Dos conciencias
Anita es muy sabia. Tiene esa sabiduría de quien ha
tenido que pelear duro en la vida, de quien todo lo que tiene lo ha conseguido
a sangre y fuego, luchando contra su propio entorno, el mismo entorno que
tenemos tantos de nosotros, ése que dice querer que estemos bien, pero no
igual, mucho menos mejor que ninguno de ellos. Ese que, cada vez que sacas la
cabeza, te da un palo para que te hundas de nuevo y te hace creer que te ayuda
a resurgir. Ese que nos hace vivir siempre recomenzando.
Es la amiga que te aterriza en un dos por tres.
En una crisis por complicaciones propias de las
relaciones interpersonales, una pérdida que yo no estaba lista para aceptar, por
la que estaba dispuesta a luchar y, de hecho, por la que soporté no pocos
desdenes, incluso públicos, Anita lo resumió todo con esta oración: “Deja eso,
que nadie puede vivir con dos conciencias”.
A partir de lo que le conté, me explicó que era
evidente que esa persona estaba renegando de sí misma y que mi sola presencia
le recordaba todo lo que pretendía olvidar o, cuando menos, que en su nuevo
mundo no se conociera.

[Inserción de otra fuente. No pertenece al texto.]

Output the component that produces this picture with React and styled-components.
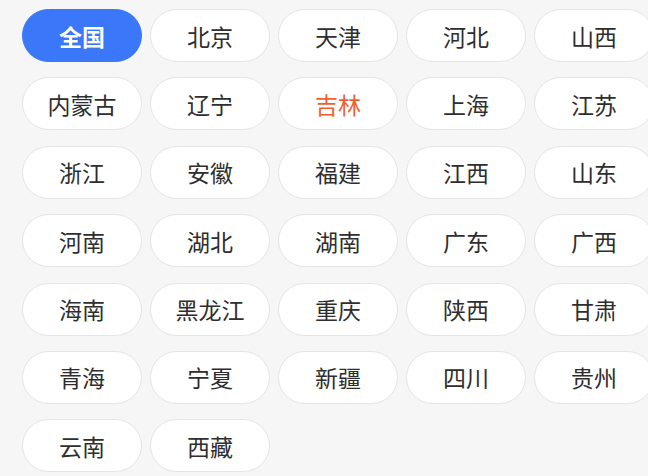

Que yo supiera tanto de su vida, me convertía en su
segunda conciencia, y ya con la suya no podía.
Me tomó tiempo, mucho tiempo, concluir que el tal
amigo perdido quería borrar de su mente su propia historia, de los tiempos en
que era el amigo del que todo el mundo sentía orgullo. No sé por qué ni para
qué le dio por avergonzarse de sí mismo, al extremo de cortar de raíz con todo
el que le recordara lo que se supone que fueron sus años felices.
Ahora, logré separar al que fue mi amigo de esa
persona actual que no reconozco ni quiero cerca de mí. Sigo recordando los
capítulos de esa historia que no sé cómo él cree que se pueden borrar, en los
que jugué mis roles inherentes a la amistad (tercio, cómplice, etc.), pero
siempre teniendo claro que me refiero a alguien que ya no existe.
Con esa teoría de las dos conciencias, he puesto en su
lugar a no pocas amistades, a medida que he ido percibiendo sus inexplicables
necesidades de olvidar sus respectivos pasados, por cierto, ninguno vergonzoso.
En el peor de los casos, se trata de hechos relativos a una mala situación
económica o, a lo sumo, a esa variedad de relaciones amorosas y/o sexuales de
las que no tiene el menor sentido arrepentirse.
Esta cuarentena que nos ha hecho sentir tan vulnerables
ante lo imprevisto, tan incapaces de controlar determinadas eventualidades, no
importa dónde ni cómo nos encontremos, debe llevarnos a reconsiderar, a
reestructurar, no nuestros pensamientos ni nuestras acciones - que ya ese palo
está dado - sino nuestra actitud hacia nosotros mismos y hacia los demás, de
forma tal que, cuando salgamos de ésta, la convivencia sea más llevadera, sin
competencias ni comparaciones estériles.